By election day the polls showed each with roughly 30-33%, taking into account the margin of error. It was a real three-way race. And then the only polls that really matter opened... and it wasn't so close any more.
The Big Two parties took away one lesson from this: Don't let a third candidate into your debates. They did NOT learn the lesson the voters wanted them to learn, which is that we want someone who is honest (love him, hate him, think he's an idiot, you never doubt where Jesse stands - he tells you and doesn't give a damn if that bothers anyone), who understands that the government's role should be to get out of the way. (One major party says they want to get government out of my wallet. The other major party says they want to get out of my bedroom.

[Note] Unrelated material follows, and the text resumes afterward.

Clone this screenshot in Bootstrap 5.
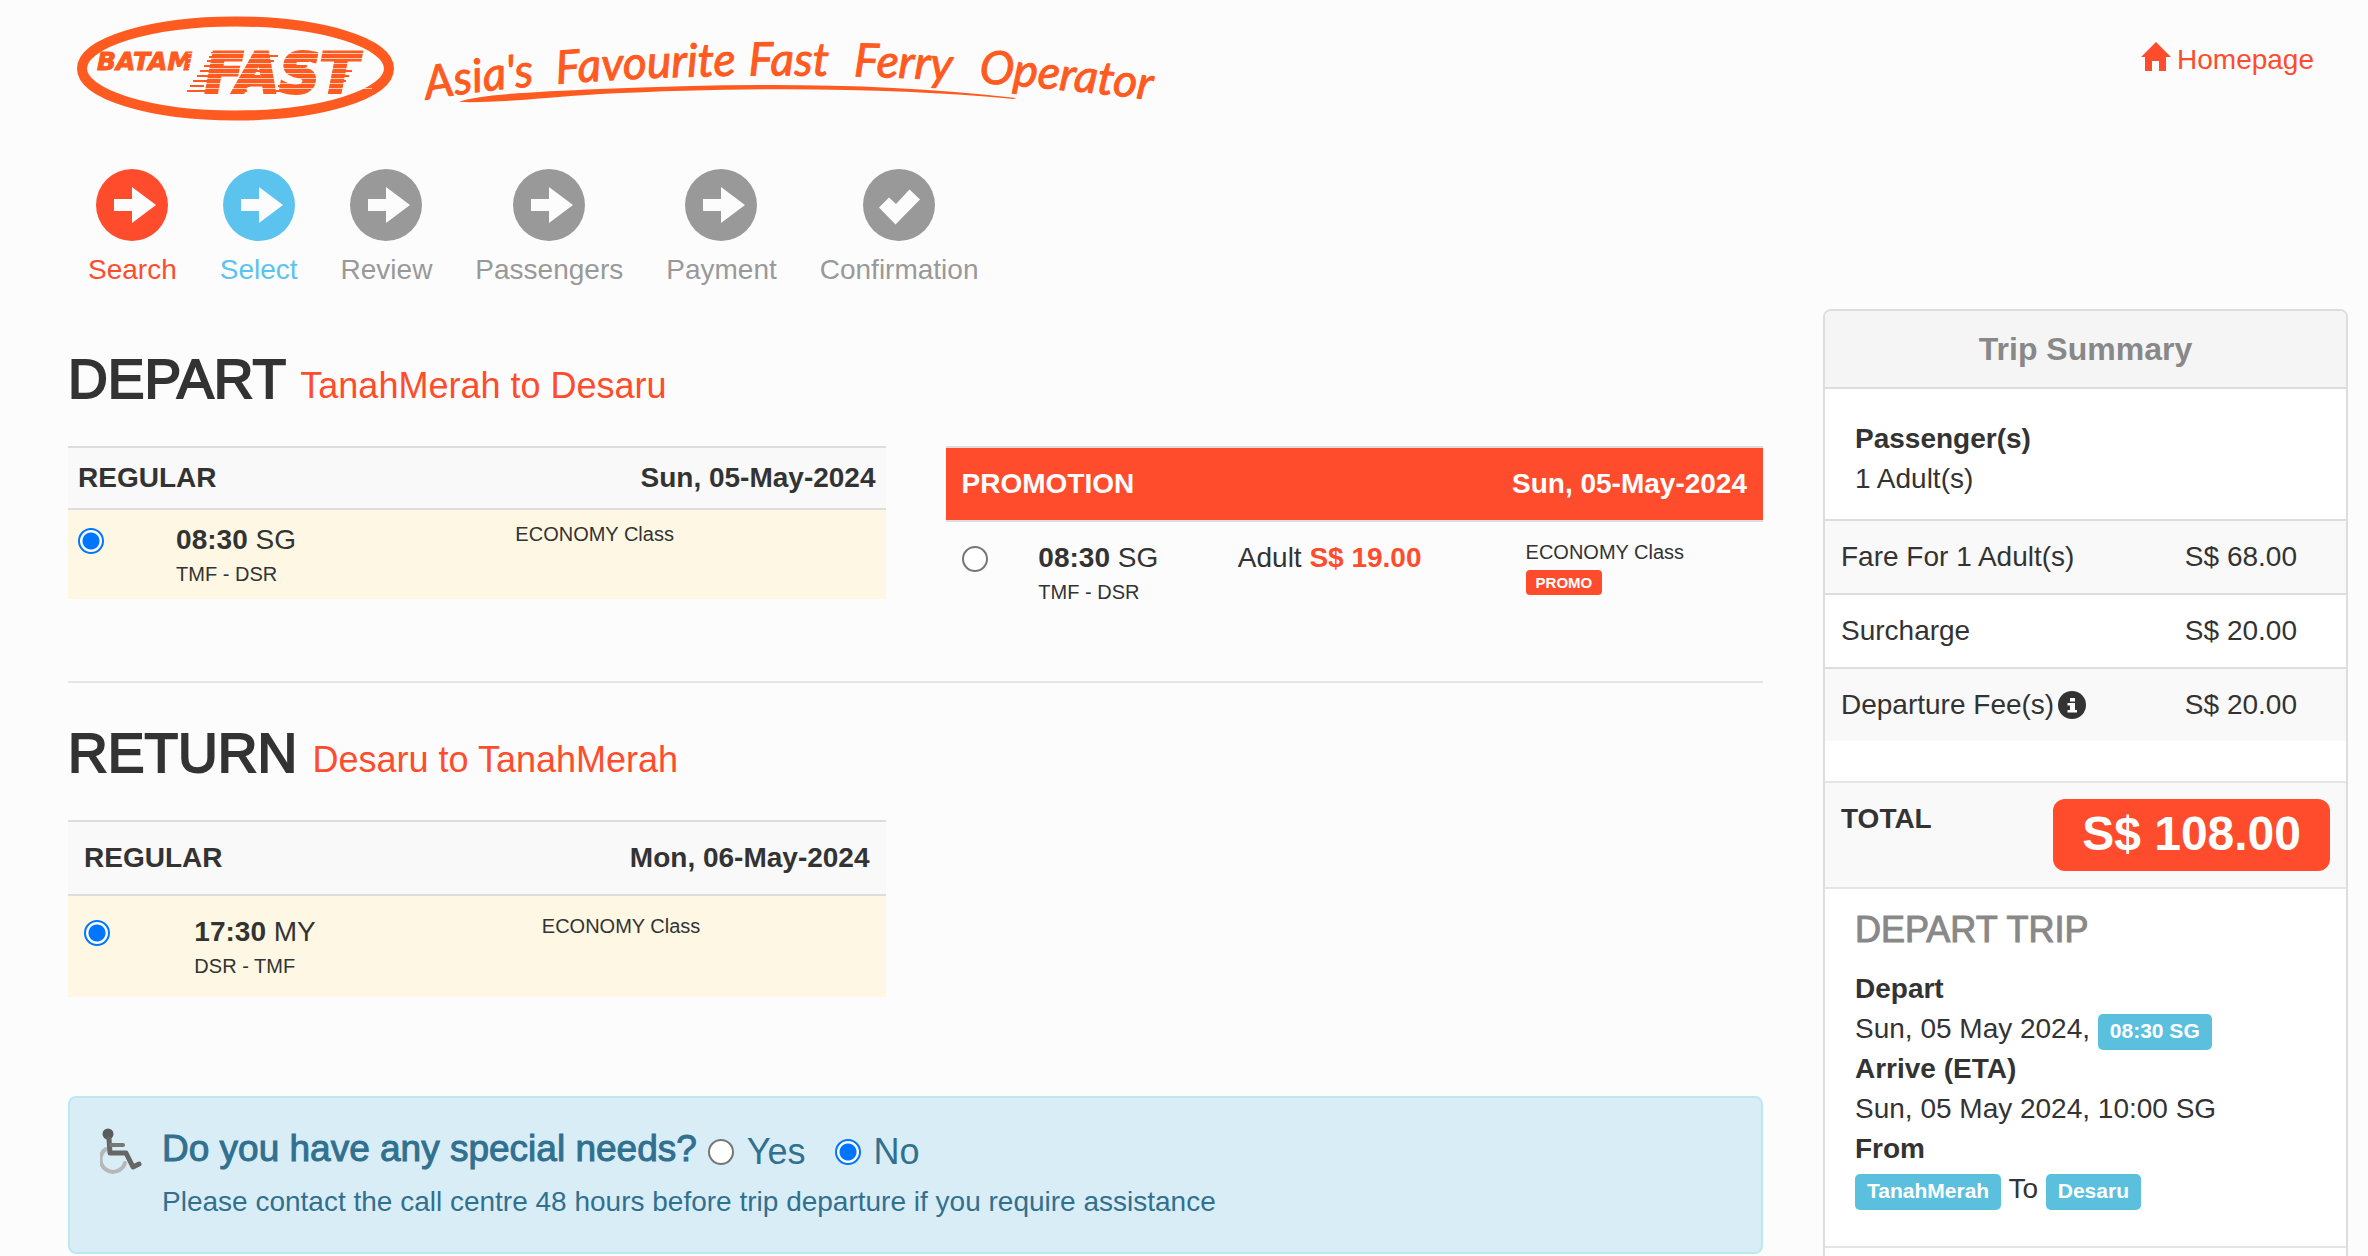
<!DOCTYPE html>
<html lang="en">
<head>
<meta charset="utf-8">
<meta name="viewport" content="width=device-width, initial-scale=1">
<title>BatamFast - Select Trip</title>
<link href="https://cdn.jsdelivr.net/npm/bootstrap@5.3.0/dist/css/bootstrap.min.css" rel="stylesheet">
<style>
:root { --brand: #ff4c2c; --line: #ddd; --soft: #f9f9f9; }
body { font: 28px/40px "Liberation Sans", Arial, sans-serif; color: #333; background: #fcfcfc; }
a { color: var(--brand); text-decoration: none; }
.text-brand { color: var(--brand); }
.site-head { padding: 10px 54px 0 68px; }
.home-link { gap: 6px; margin-top: 30px; }
.home-link svg { margin-top: 1px; }
.steps { gap: 43px; padding: 29px 0 0 88px; color: #999; }
.steps svg { display: block; margin: 0 auto 9px; }
.steps .done { color: var(--brand); }
.steps .current { color: #5bc3ee; }
.layout { gap: 60px; padding: 19px 20px 0 68px; }
.trip-title { font-size: 55px; line-height: 62px; margin: 39px 0 36px; -webkit-text-stroke: 2px; }
.trip-title span { font-size: 36px; line-height: 36px; -webkit-text-stroke: 0; }
.pair { column-gap: 60px; }
.pair > * { flex: 1 1 0; }
.fares { --cell: 16px; table-layout: fixed; margin: 0; color: #333; border-top: 2px solid var(--line); }
.fares.tight { --cell: 10px; }
.fares > :not(caption) > * > * { padding: var(--cell); color: inherit; background: none; box-shadow: none; border: 0; vertical-align: top; }
.fares thead tr { background: var(--soft); border-bottom: 2px solid var(--line); }
.fares .promo-head { background: var(--brand); color: #fff; }
.fares .chosen { background: #fdf7e3; }
.fares small, .fares label { display: block; }
.fares small { font-size: 20px; line-height: 29px; }
.pick { appearance: none; display: block; flex: none; width: 26px; height: 26px; margin: 0; border: 2px solid #767676; border-radius: 50%; background: #fff; }
.pick:checked { border-color: #0075ff; background: radial-gradient(circle, #0075ff 8px, #fff 9px); }
td .pick { margin-top: 8px; }
.tag-promo { display: block; width: max-content; margin-top: 3px; padding: 0 10px; font-size: 15px; line-height: 25px; font-weight: 700; color: #fff; background: var(--brand); border-radius: 4px; }
.divider { height: 2px; margin: 58px 0 0; border: 0; background: #e5e5e5; opacity: 1; }
.needs { gap: 18px; margin: 99px 0 0; padding: 30px; color: #31708f; background: #d9edf7; border: 2px solid #bce8f1; border-radius: 8px; }
.needs fieldset { display: flex; margin-bottom: 7px; }
.needs legend { width: auto; margin: 0 11px 0 0; font-size: 37px; line-height: 42px; -webkit-text-stroke: 1px; }
.needs label { margin: 0 29px 0 13px; font-size: 36px; line-height: 48px; }
.needs .pick { align-self: center; }
.needs fieldset + div { margin-top: -1px; }
.summary { flex: 0 0 525px; background: #fff; border: 2px solid var(--line); border-radius: 8px; }
.summary h3 { margin: 0; padding: 18px; font-size: 32px; line-height: 40px; font-weight: 700; color: #888; text-align: center; background: #f5f5f5; border-bottom: 2px solid var(--line); border-radius: 6px 6px 0 0; }
.summary .people { padding: 30px 30px 20px; }
.costs { table-layout: fixed; margin: 0 0 40px; color: #333; }
.costs > :not(caption) > * > * { padding: 16px; font-weight: 400; color: inherit; background: none; box-shadow: none; border: 0; border-top: 2px solid var(--line); }
.costs tr:nth-child(odd) { background: var(--soft); }
.total { padding: 16px; background: var(--soft); border: solid #e5e5e5; border-width: 2px 0; }
.total strong:last-child { padding: 8px 29px 10px; font-size: 48px; line-height: 54px; color: #fff; background: var(--brand); border-radius: 12px; }
.leg { padding: 20px 30px 37px; border-bottom: 2px solid #e5e5e5; }
.leg h4 { margin: 0 0 18px; font-size: 36px; line-height: 42px; color: #888; -webkit-text-stroke: 1px; }
.leg p { height: 40px; margin: 0; }
.tag-info { display: inline-block; height: 36px; padding: 0 12px; font-size: 21px; line-height: 34px; font-weight: 700; color: #fff; background: #5bc0de; border-radius: 5px; }
</style>
</head>
<body class="vh-100 overflow-hidden">

<svg class="d-none">
  <symbol id="go" viewBox="0 0 72 72"><circle cx="36" cy="36" r="36" fill="currentColor"/><path d="M18 30h18V18l24 18-24 18V42H18z" fill="#fcfcfc"/></symbol>
  <symbol id="ok" viewBox="0 0 72 72"><circle cx="36" cy="36" r="36" fill="currentColor"/><path d="M16 38.500l10-10 7 6.500 13.500-14.500 10.500 10-24.500 25z" fill="#fcfcfc"/></symbol>
</svg>

<header class="site-head d-flex justify-content-between align-items-start">
  <a href="#" aria-label="Batam Fast">
    <svg class="d-block" width="1100" height="130" viewBox="68 10 1100 130" fill="#ff5a1f">
      <ellipse cx="235.500" cy="68.500" rx="153.500" ry="47" fill="none" stroke="#ff5a1f" stroke-width="10"/>
      <g font-family="DejaVu Sans, sans-serif" font-weight="700" font-style="italic">
        <text x="97" y="70" font-size="25" stroke="#ff5a1f" stroke-width="1">BATAM</text>
        <text x="205" y="92" font-size="56" stroke="#ff5a1f" stroke-width="3">FAST</text>
      </g>
      <path d="M211 53h14M209 57h14M207 61h14M204 66h14M200 71h14M197 76h14M193 81h14M190 86h14M187 91h18M264 56h14M262 61h12M259 66h12M255 71h10M252 76h8M246 81h8M242 86h8M237 91h10M301 56h14M297 61h12M295 66h12M278 86h18M276 91h18M335 56h12M342 71h10M339 76h10M336 81h10M333 86h10M330 91h10" stroke="#ff5a1f" stroke-width="2" fill="none"/>
      <path d="M188 53.500h184M188 58.500h184M188 63.500h184M188 68.500h184M188 73.500h184M188 78.500h184M188 83.500h184M188 88.500h184" stroke="#fcfcfc" stroke-width="1" opacity=".7" fill="none"/>
      <path id="curve" d="M425 100C560 76 800 68 980 83C1050 88 1110 95 1180 103" fill="none"/>
      <g font-family="Lato, sans-serif" font-style="italic" font-size="46" stroke="#ff5a1f" stroke-width="1">
        <text><textPath href="#curve" startOffset="2">Asia's</textPath></text>
        <text><textPath href="#curve" startOffset="133">Favourite</textPath></text>
        <text><textPath href="#curve" startOffset="325">Fast</textPath></text>
        <text><textPath href="#curve" startOffset="430">Ferry</textPath></text>
        <text><textPath href="#curve" startOffset="555">Operator</textPath></text>
      </g>
      <path d="M459 102C475 95 530 92 600 89C740 83 880 82 1016 98L1014 99C900 88 760 86 600 94C540 98 500 103 459 102z"/>
    </svg>
  </a>
  <a href="#" class="home-link d-flex">
    <svg width="30" height="30" viewBox="0 0 30 30" fill="currentColor"><path d="M15 1l15 15h-5v14h-7V20h-7v10H4V16H0z"/></svg>
    Homepage
  </a>
</header>

<ol class="steps d-flex list-unstyled mb-0">
  <li class="done"><svg width="72" height="72"><use href="#go"/></svg>Search</li>
  <li class="current"><svg width="72" height="72"><use href="#go"/></svg>Select</li>
  <li><svg width="72" height="72"><use href="#go"/></svg>Review</li>
  <li><svg width="72" height="72"><use href="#go"/></svg>Passengers</li>
  <li><svg width="72" height="72"><use href="#go"/></svg>Payment</li>
  <li><svg width="72" height="72"><use href="#ok"/></svg>Confirmation</li>
</ol>

<div class="layout d-flex align-items-start">
  <main class="flex-fill">
    <h2 class="trip-title">DEPART <span class="text-brand">TanahMerah to Desaru</span></h2>
    <div class="pair d-flex align-items-start">
      <table class="table fares tight">
        <colgroup><col style="width:12%"><col style="width:41.500%"><col></colgroup>
        <thead><tr><th colspan="2">REGULAR</th><th class="text-end">Sun, 05-May-2024</th></tr></thead>
        <tbody><tr class="chosen">
          <td><input class="pick" type="radio" name="depart" id="d1" checked></td>
          <td><label for="d1"><b>08:30</b> SG <small>TMF - DSR</small></label></td>
          <td><small>ECONOMY Class</small></td>
        </tr></tbody>
      </table>
      <table class="table fares">
        <colgroup><col style="width:9.400%"><col style="width:24.400%"><col style="width:35.200%"><col></colgroup>
        <thead><tr class="promo-head"><th colspan="2">PROMOTION</th><th colspan="2" class="text-end">Sun, 05-May-2024</th></tr></thead>
        <tbody><tr>
          <td><input class="pick" type="radio" name="depart" id="d2"></td>
          <td><label for="d2"><b>08:30</b> SG <small>TMF - DSR</small></label></td>
          <td>Adult <b class="text-brand">S$ 19.00</b></td>
          <td><small>ECONOMY Class</small><span class="tag-promo">PROMO</span></td>
        </tr></tbody>
      </table>
    </div>

    <hr class="divider">

    <h2 class="trip-title">RETURN <span class="text-brand">Desaru to TanahMerah</span></h2>
    <div class="pair d-flex align-items-start">
      <table class="table fares">
        <colgroup><col style="width:13.500%"><col style="width:42.500%"><col></colgroup>
        <thead><tr><th colspan="2">REGULAR</th><th class="text-end">Mon, 06-May-2024</th></tr></thead>
        <tbody><tr class="chosen">
          <td><input class="pick" type="radio" name="return" id="r1" checked></td>
          <td><label for="r1"><b>17:30</b> MY <small>DSR - TMF</small></label></td>
          <td><small>ECONOMY Class</small></td>
        </tr></tbody>
      </table>
      <div></div>
    </div>

    <div class="needs d-flex align-items-start">
      <svg class="flex-shrink-0" width="44" height="46" viewBox="2 0 44 46" fill="none" stroke-linecap="round">
        <path d="M8 21a12.500 12.500 0 1 0 19 14" stroke="#b5b7b8" stroke-width="4"/>
        <circle cx="10" cy="6" r="5.500" fill="#5b5b5b"/>
        <path d="M11 11l1 14h16l7 14 6-3" stroke="#666" stroke-width="5" stroke-linejoin="round"/>
        <path d="M13 17h12" stroke="#777" stroke-width="4"/>
      </svg>
      <div>
        <fieldset>
          <legend>Do you have any special needs?</legend>
          <input class="pick" type="radio" name="needs" id="yes"><label for="yes">Yes</label>
          <input class="pick" type="radio" name="needs" id="no" checked><label for="no">No</label>
        </fieldset>
        <div>Please contact the call centre 48 hours before trip departure if you require assistance</div>
      </div>
    </div>
  </main>

  <aside class="summary">
    <h3>Trip Summary</h3>
    <div class="people"><b>Passenger(s)</b><br>1 Adult(s)</div>
    <table class="table costs">
      <colgroup><col style="width:66%"><col></colgroup>
      <tbody>
        <tr><th scope="row">Fare For 1 Adult(s)</th><td>S$ 68.00</td></tr>
        <tr><th scope="row">Surcharge</th><td>S$ 20.00</td></tr>
        <tr><th scope="row"><span class="d-flex align-items-center gap-1">Departure Fee(s)
          <svg width="28" height="28" viewBox="0 0 28 28"><circle cx="14" cy="14" r="14" fill="#333"/><path d="M12 7h5v3.500h-5zM9.500 12H17v7h2v2.500H9.500V19H12v-4.500H9.500z" fill="#fff"/></svg></span></th><td>S$ 20.00</td></tr>
      </tbody>
    </table>
    <div class="total d-flex justify-content-between align-items-start">
      <strong>TOTAL</strong><strong>S$ 108.00</strong>
    </div>
    <section class="leg">
      <h4>DEPART TRIP</h4>
      <p><b>Depart</b></p>
      <p>Sun, 05 May 2024, <span class="tag-info">08:30 SG</span></p>
      <p><b>Arrive (ETA)</b></p>
      <p>Sun, 05 May 2024, 10:00 SG</p>
      <p><b>From</b></p>
      <p><span class="tag-info">TanahMerah</span> To <span class="tag-info">Desaru</span></p>
    </section>
    <section class="leg"></section>
  </aside>
</div>

<script src="https://cdn.jsdelivr.net/npm/bootstrap@5.3.0/dist/js/bootstrap.bundle.min.js"></script>
</body>
</html>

I want government the hell out of both places.)
I have net access almost every waking hour. I didn't visit his web site until very late in the campaign, if at all before the election. But Jesse got out. He went to the small towns. He got on the local cable shows. He got on public radio. He got the word out, himself, the "old fashioned" ways. Maybe the net helped, but it was far from the only thing.
If...Ventura were running, would you vote for [him]?
In a Minnesota minute!
I suppose this is the "wasted vote" theory you're trying to bring up. Well, I voted for a third party candidate before and it wasn't vote. (In Ventura's post-election speech he said "We won with 'wasted votes'.")
Yes, I've also vote for third party candidates that didn't win. Of course, I also voted for major party candidates that didn't win. Were those wasted votes too?
Need you be employed as such, or does taking care of your little network at home count? Sure, they both do...to us. And to them? Sounds like an opening into selective enforcement, which means arbitrary enforcement.
Do they have a point? Yes, they do. Using a tool for illicit acts should be illegal.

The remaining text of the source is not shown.